I’ve been writing a lot of one-off SQL queries to return exactly what a certain page needs and no more.
I could reuse existing queries and issue a number of SQL requests linear to the number of records on the page. As an example, I have a query to return People and a query to return Job Details for a person. To return a list of people with their job details I could query once for people and then once for each person to retrieve their job details. I’ve found that in most cases that solution returns things in a reasonable amount of time, but I don’t know how well it will scale in my environment. Instead I’ve been writing queries to join people + job details, or people + salary history, etc.
I’m looking at my models and I see how I could shave off maybe 30% of my code if I were to re-use existing queries. This is a big temptation. Is it a bad thing to go for reuse over efficiency in general or does it all come down to the specific situation? Should I first do it the easy way and then optimize later, or is it best to get the code knocked out while everything is fresh in my mind? Thoughts, experiences?

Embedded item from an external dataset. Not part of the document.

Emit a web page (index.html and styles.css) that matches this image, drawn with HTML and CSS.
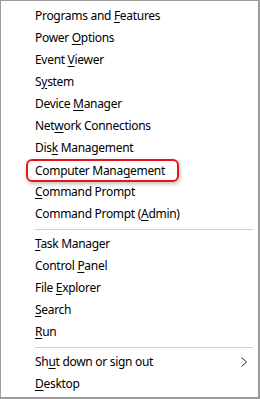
FILE: index.html
```html
<!DOCTYPE html>
<html lang="en">
<head>
  <meta charset="UTF-8" />
  <meta name="viewport" content="width=device-width, initial-scale=1.0"/>
  <title>Quick Link Menu</title>
  <link rel="stylesheet" href="styles.css">
</head>
<body>

  <div class="menu">
    <ul class="menu-group">
      <li class="menu-item">Programs and <u>F</u>eatures</li>
      <li class="menu-item">Power <u>O</u>ptions</li>
      <li class="menu-item">Event <u>V</u>iewer</li>
      <li class="menu-item">S<u>y</u>stem</li>
      <li class="menu-item">Device <u>M</u>anager</li>
      <li class="menu-item">Net<u>w</u>ork Connections</li>
      <li class="menu-item">Dis<u>k</u> Management</li>
      <li class="menu-item"><span class="highlight">Computer Mana<u>g</u>ement</span></li>
      <li class="menu-item"><u>C</u>ommand Prompt</li>
      <li class="menu-item">Command Prompt (<u>A</u>dmin)</li>
    </ul>

    <div class="separator"></div>

    <ul class="menu-group">
      <li class="menu-item"><u>T</u>ask Manager</li>
      <li class="menu-item">Control <u>P</u>anel</li>
      <li class="menu-item">File <u>E</u>xplorer</li>
      <li class="menu-item"><u>S</u>earch</li>
      <li class="menu-item"><u>R</u>un</li>
    </ul>

    <div class="separator"></div>

    <ul class="menu-group">
      <li class="menu-item has-sub">
        <span>Sh<u>u</u>t down or sign out</span>
        <svg class="chevron" width="8" height="12" viewBox="0 0 8 12">
          <polyline points="1.5,1.5 6.5,6 1.5,10.5" fill="none" stroke="#222" stroke-width="1"/>
        </svg>
      </li>
      <li class="menu-item"><u>D</u>esktop</li>
    </ul>
  </div>

</body>
</html>
```

FILE: styles.css
```css
:root {
  --border: #9c9c9c;
  --text: #000000;
  --line: #cfcfcf;
  --red: #e8141e;
}

* {
  box-sizing: border-box;
  margin: 0;
  padding: 0;
}

body {
  font-family: "Noto Sans", "Open Sans", sans-serif;
  font-size: 12px;
  letter-spacing: -0.3px;
  color: var(--text);
  background: #ffffff;
}

.menu {
  width: 260px;
  height: 399px;
  background: #ffffff;
  border-style: solid;
  border-color: var(--border);
  border-width: 1px 2px 2px 1px;
  padding-top: 4px;
}

.menu-group {
  list-style: none;
}

.menu-item {
  height: 22px;
  line-height: 22px;
  padding-left: 34px;
  padding-right: 10px;
  white-space: nowrap;
}

.menu-item u {
  text-decoration-thickness: 1px;
  text-underline-offset: 2px;
}

.has-sub {
  display: flex;
  justify-content: space-between;
  align-items: center;
}

.chevron {
  display: block;
}

.highlight {
  display: inline-block;
  margin-left: -9px;
  padding: 0 12px 0 7px;
  line-height: 19px;
  border: 2px solid var(--red);
  border-radius: 6px;
  box-shadow: 1px 2px 4px rgba(0, 0, 0, 0.25);
}

.separator {
  height: 1px;
  margin: 4px 5px 3px 34px;
  background: var(--line);
}
```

Architectural decisions such as this one always depend on the exact circumstances. But as a general rule, loops over one dataset in order to retreive additional data should always be avoided. A join normally has a lot better performance – especially if there is network latency between the web server and the DB server.
If you still want to have separate queries, you should at least construct the fetch of the second entity through a
WHERE IN (...)construct so that you fetch all lines at once.Code duplication is alwasy bad and SQL queries tend to be very similar, yet not exactly the same. I think that using an ORM tool, even such a basic as Linq-to-SQL helps a lot in reducing the overhead of specialized queries.